A group of 11 cigar store figures, ten of which were from the collection of Gary Dubnoff, were a stand-out element of the folk art category. Of these, an unattributed carved and polychrome figure of a “Racetrack Tout” brought the most: $375,000. It was followed at $75,000 by a “Girl of the Period” and “Highland Lassie,” for $40,000.
African American folk artist Joshua Johnson’s works have, in recent years, been among the standout lots of Americana Week. “Portrait of a Gentleman” was the only example on offer at Christie’s but it courted significant attention and brought $275,000 against a $40/60,000 estimate. While the sitter was unidentified, the Baltimore Federal side chair he sits in, as well as a stretcher label for a Baltimore framer, suggest a connection with that port city.

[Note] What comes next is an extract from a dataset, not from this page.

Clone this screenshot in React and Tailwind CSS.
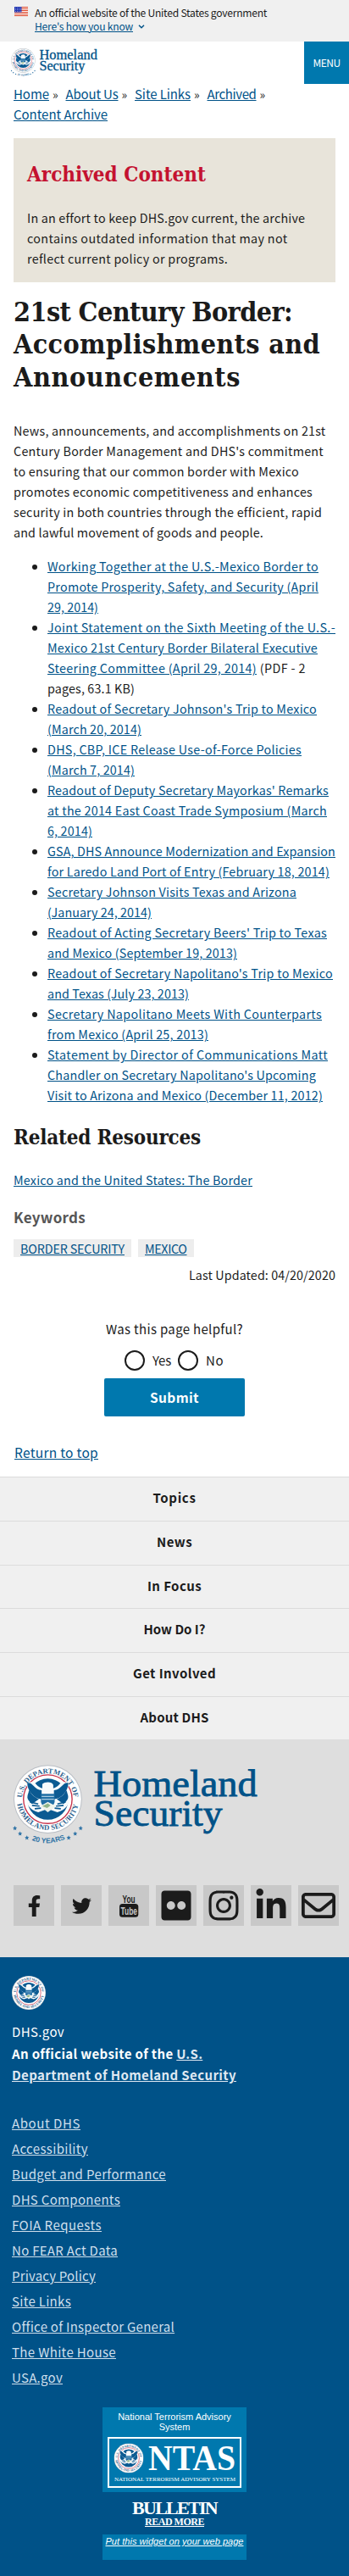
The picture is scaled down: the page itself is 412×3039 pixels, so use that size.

Nineteenth Century American Art
Paintings of America’s Western parks – namely Yosemite and Yellowstone – by Albert Bierstadt (1830-1902) led the January 19 sale of Nineteenth Century American Art. The highest price among the 69 lots offered was $786,000 for “In the Yosemite,” a 19-by-26-inch oil on paper laid down on canvas work from the estate of Texas oilman and collector Patrick Rutherford Jr.
Following not too far behind was “On Route to Yellowstone Park, Company A’s Camp of the 86th U.S. Army,” which Bierstadt had painted around 1881, in oil on paper laid down on canvas. Measuring 14 by 19 inches and hailing from the collection of James William Glanville & Nancy Hart Glanville, it found a new home at $400,000.
Shifting from west to east, a landscape of Mount Lafayette from Franconia, N.H., by David Johnson (1827-1908) provided a change of scenery. Painted in 1874-75 and measuring 30 by 50 inches, the view resounded with bidders, who pushed it to $350,000.
Prices quoted include the buyer’s premium as reported by the auction house.